玻璃窗對面有間煤氣行,這年頭越來越少見的營生。送瓦斯的少年,15或16歲,短髪,瘦弱,渾身髒污,其面相氣質因頭形不規則而顯得特具性格,發散桀驁不馴的神氣。自我結束棄學逃家輾轉違章工廠當流浪童工的生涯以後,很少再看到歡喜甘願在建築工地挑沙石扛洋灰,鐵工廠任黑手,機車行當學徒,把自己弄得蓬首垢面的少年了,不由得為之生出一股亟欲接近的親切感。
〔小時候讀過少年國語注音的故事書,《愛的教育》,至今印象依然深刻。就讀小學5年級的主人翁,邀請畢業後準備繼承父親職業綽號小石匠的同學來家裡玩。小石匠因為平日幫忙家中工作,衣服粘上的石灰印在沙發椅背上,主人翁不假思索正要揮手拍掉,父親卻示意阻止。他在嬉戲途中發現父親不知什麼時候自己悄悄清除了那個石灰印子。同學離去後父親教訓他:那不是髒污,而是勞動的印記。〕
少年走出騎樓,穿過雲層的積鬱日光讓我把他看得更清楚了。他跨身側坐在改裝後專門用來載運瓦斯鋼瓶的摩托車上,嘴角叨著焚燃的香煙,舌頭靈活操控,將之從左邊推卷滾動到右邊。瞇縫眼,穿透自己吐出的煙霧,隔著一段距離,一動不動瞠視眼前的世界。倨然傲岸,像是懷著敵意,又好像純粹只是為了壯膽,才朝社會擺出這付不以為然的睥睨姿態,神情與我國中畢業紀業冊刊出的大頭照,幾乎從同一個模子印出來似的。
〔能力分班時代,學校把升學班與其他班級用鐵柵隔開,分別安置在校園東西兩側。臨畢業前,職教班同學對照剛發下的畢業紀念冊,看看這幾班哪個最不順眼,抓出來揍。結果找上我,說我眼神最殺,分明長在頭頂上。到了教室一看,只是138公分,39公斤,骨瘦如柴,半畸形半殘障的小個子。帶頭者兩手撐在小課桌上,用眼神朝我上下侵凌了好一會兒。算了,一夥人掉轉頭,意興闌珊踱步走回自己的教室去。〕
候餐時間,我在特別印製代表餐廳典雅形象的紙餐墊背面一角素描塗鴉。
煤氣行少年一身情狀與周邊環境未免太不協調了,不便擠進同一畫框裡。可能因為這樣,他遂藉鄙薄的姿態,讓自己與眼前相隔一條小巷的世界分隔開來。不光這樣而已,也還有意讓人瞧見他的性格,以便從異己那頭發出的視線,再一次將他從難以融入的世界分離出來。

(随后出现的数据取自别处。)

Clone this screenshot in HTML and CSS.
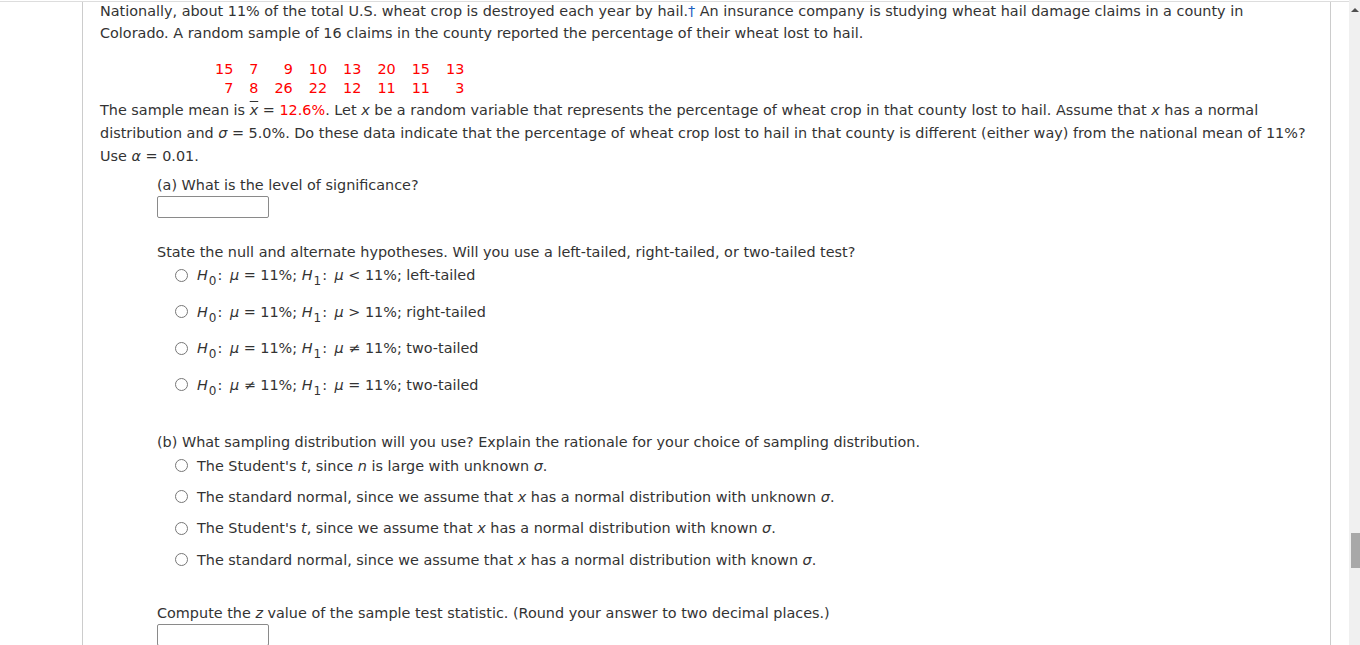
FILE: index.html
```html
<!DOCTYPE html>
<html>
<head>
<meta charset="utf-8">
<link rel="stylesheet" href="styles.css">
</head>
<body>
<div class="page">
  <div class="main">
    <div class="frame">
      <p class="intro">Nationally, about 11% of the total U.S. wheat crop is destroyed each year by hail.<span class="dagger">†</span> An insurance company is studying wheat hail damage claims in a county in Colorado. A random sample of 16 claims in the county reported the percentage of their wheat lost to hail.</p>
      <table class="data">
        <tr><td>15</td><td>7</td><td>9</td><td>10</td><td>13</td><td>20</td><td>15</td><td>13</td></tr>
        <tr><td>7</td><td>8</td><td>26</td><td>22</td><td>12</td><td>11</td><td>11</td><td>3</td></tr>
      </table>
      <p class="desc">The sample mean is <i class="xbar">x</i> = <span class="red">12.6%</span>. Let <i>x</i> be a random variable that represents the percentage of wheat crop in that county lost to hail. Assume that <i>x</i> has a normal distribution and <i>σ</i> = 5.0%. Do these data indicate that the percentage of wheat crop lost to hail in that county is different (either way) from the national mean of 11%? Use <i>α</i> = 0.01.</p>
      <div class="part">
        <p class="q-a">(a) What is the level of significance?</p>
        <div class="answer"></div>
        <p class="q-state">State the null and alternate hypotheses. Will you use a left-tailed, right-tailed, or two-tailed test?</p>
        <ul class="choices hyp">
          <li><span class="radio"></span><span><i>H</i><sub>0</sub><span class="colon">:</span> <i>μ</i> = 11%; <i>H</i><sub>1</sub><span class="colon">:</span> <i>μ</i> &lt; 11%; left-tailed</span></li>
          <li><span class="radio"></span><span><i>H</i><sub>0</sub><span class="colon">:</span> <i>μ</i> = 11%; <i>H</i><sub>1</sub><span class="colon">:</span> <i>μ</i> &gt; 11%; right-tailed</span></li>
          <li><span class="radio"></span><span><i>H</i><sub>0</sub><span class="colon">:</span> <i>μ</i> = 11%; <i>H</i><sub>1</sub><span class="colon">:</span> <i>μ</i> ≠ 11%; two-tailed</span></li>
          <li><span class="radio"></span><span><i>H</i><sub>0</sub><span class="colon">:</span> <i>μ</i> ≠ 11%; <i>H</i><sub>1</sub><span class="colon">:</span> <i>μ</i> = 11%; two-tailed</span></li>
        </ul>
        <p class="q-b">(b) What sampling distribution will you use? Explain the rationale for your choice of sampling distribution.</p>
        <ul class="choices dist">
          <li><span class="radio"></span><span>The Student's <i>t</i>, since <i>n</i> is large with unknown <i>σ</i>.</span></li>
          <li><span class="radio"></span><span>The standard normal, since we assume that <i>x</i> has a normal distribution with unknown <i>σ</i>.</span></li>
          <li><span class="radio"></span><span>The Student's <i>t</i>, since we assume that <i>x</i> has a normal distribution with known <i>σ</i>.</span></li>
          <li><span class="radio"></span><span>The standard normal, since we assume that <i>x</i> has a normal distribution with known <i>σ</i>.</span></li>
        </ul>
        <p class="q-z">Compute the <i>z</i> value of the sample test statistic. (Round your answer to two decimal places.)</p>
        <div class="answer"></div>
      </div>
    </div>
  </div>
  <div class="scrollbar">
    <div class="arrow"></div>
    <div class="track"><div class="thumb"></div></div>
  </div>
</div>
</body>
</html>
```
FILE: styles.css
```css
html, body {
  margin: 0;
  padding: 0;
  height: 645px;
  overflow: hidden;
  background: #ffffff;
}
body {
  font-family: "DejaVu Sans", Verdana, sans-serif;
  font-size: 14.4px;
  color: #333333;
}
.page {
  display: flex;
  height: 645px;
}
.main {
  flex: 1;
  margin-top: 1px;
  border-top: 1px solid #dddddd;
  overflow: hidden;
}
.frame {
  margin-left: 82px;
  width: 1216px;
  border-left: 1px solid #cccccc;
  border-right: 1px solid #cccccc;
  padding-left: 17px;
  padding-right: 14px;
  height: 700px;
}
p { margin: 0; }
.intro {
  line-height: 22px;
  margin-top: -2px;
}
.dagger { color: #1f5fbf; }
.red { color: #ff0000; }
i { font-style: italic; }
.xbar { text-decoration: overline; }
.data {
  border-collapse: collapse;
  margin: 16px 0 0 115px;
  color: #ff0000;
}
.data td {
  text-align: right;
  padding: 0 0 0 16px;
  line-height: 19px;
}
.data td:first-child { padding-left: 0; }
.desc {
  line-height: 23px;
  margin-top: 1px;
}
.part {
  padding-left: 57px;
}
.q-a {
  line-height: 22px;
  margin-top: 6px;
}
.answer {
  width: 110px;
  height: 20px;
  border: 1px solid #8a8a8a;
  border-radius: 2px;
}
.q-state {
  line-height: 22px;
  margin-top: 23px;
}
.choices {
  list-style: none;
  margin: 0;
  padding: 0 0 0 18px;
}
.choices li {
  display: flex;
  align-items: center;
  gap: 9px;
}
.hyp li { height: 36.5px; }
.hyp { margin-top: -6px; }
.dist li { height: 31.3px; }
.dist { margin-top: -3px; }
.radio {
  width: 11px;
  height: 11px;
  border: 1px solid #777777;
  border-radius: 50%;
  flex: none;
  background: #fff;
}
sub {
  font-size: 12px;
  vertical-align: -5px;
  line-height: 0;
  margin: 0 1px 0 1px;
}
.colon {
  margin-right: 3px;
}
.q-b {
  line-height: 22px;
  margin-top: 28px;
}
.q-z {
  line-height: 22px;
  margin-top: 27px;
}
.scrollbar {
  width: 11px;
  flex: none;
  background: #f0f0f0;
  display: flex;
  flex-direction: column;
  align-items: center;
}
.arrow {
  margin-top: 8px;
  width: 0;
  height: 0;
  border-left: 4px solid transparent;
  border-right: 4px solid transparent;
  border-bottom: 4px solid #505050;
}
.track {
  flex: 1;
  width: 100%;
  display: flex;
  flex-direction: column;
  align-items: flex-end;
}
.thumb {
  margin-top: 521px;
  width: 9px;
  height: 35px;
  background: #a8a8a8;
}
```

經過以上雙重分割,我代替少年感到內心的逍遙與快活,他表情不變,眼神不眨,吐出一口又一口煙霧,彷彿向我宣告,臣屬於你們那個世界,讓人感到多麼難受不自在呀!
我把紙餐墊塗鴉的一角折起,拇指來回壓平,再用餐刀把少年的素描割下來。
少年登上比他身形巨大的摩托車,發動,噴射式衝向沒有畫上分向線的對面車道,斜斜壓車向前疾駛,把閒步走在巷弄沒有警覺的過路人嚇了一大跳。不多久,又從另一方向踅回,放下空桶,兩手交互輪轉,整齊堆置牆邊。再把新桶扛上貨架,出發,返回,裝卸,忙忙碌碌。我聽見大社會向少年招手,來吧,少年,從這裡開始你的人生,向我看齊唄。
遂把收起來的素描又拿出來,繼續添加畫筆。
天生不馴,拒絕順從地接受這個世界的善意。帶著憎惡,棄厭,仇恨,譴責,伸腿跨騎上摩托車。武裝後的靈魂藐然看著面前隔離畫分的界線,緘默的眼神充滿挑釁的力量〔不同於野獸兇猛〕,棄兒式養成與這個世界對峙的目光。
我讓少年維持睥睨一切,向幸福挑釁的氣勢,兩手交互輪轉,把瓦斯桶送進餐廳裡來了。〔金線繡花燕尾西服的外場經理一個勁兒抱歉,整個下午街上都是煤氣味兒,瓦斯公司正在檢查,關閉了管線,只好臨時叫來桶裝應急。〕公主裙的領班在背景裡忙活,工讀生低頭檢查自己襯衫的袖釦,連接內外的送餐窗口可以瞥見白色制服的高帽主廚零碎切割的身影,老是捱罵的二把手,學徒,沿玻璃窗掩鼻走過的路人,把車窗搖下來,駛進小巷苦苦尋覓停車位的下一批食客。跟他們相比,送瓦斯的少年反倒像是隨心所欲,任性而往的自由人,不受任何世俗結構干預限制,指揮驅動,憑著一股在世出家專注自我修行的心理實在,把替換下來的空桶扛在肩上運出去。
我下筆幫少年投向我的視線添加其實不屬於他的滑稽自覺,你們的世界絲毫不重要,你們因暫停供應瓦斯而吃不到嘴的這餐飯完全沒有價值,冷笑,哂然。我忖度少年難以理解的面容,在紙上改了又改,好幾次沒有拭除就直接塗畫其上,結果變得一團混沌,卻終始不覺得自己的表情政治正確。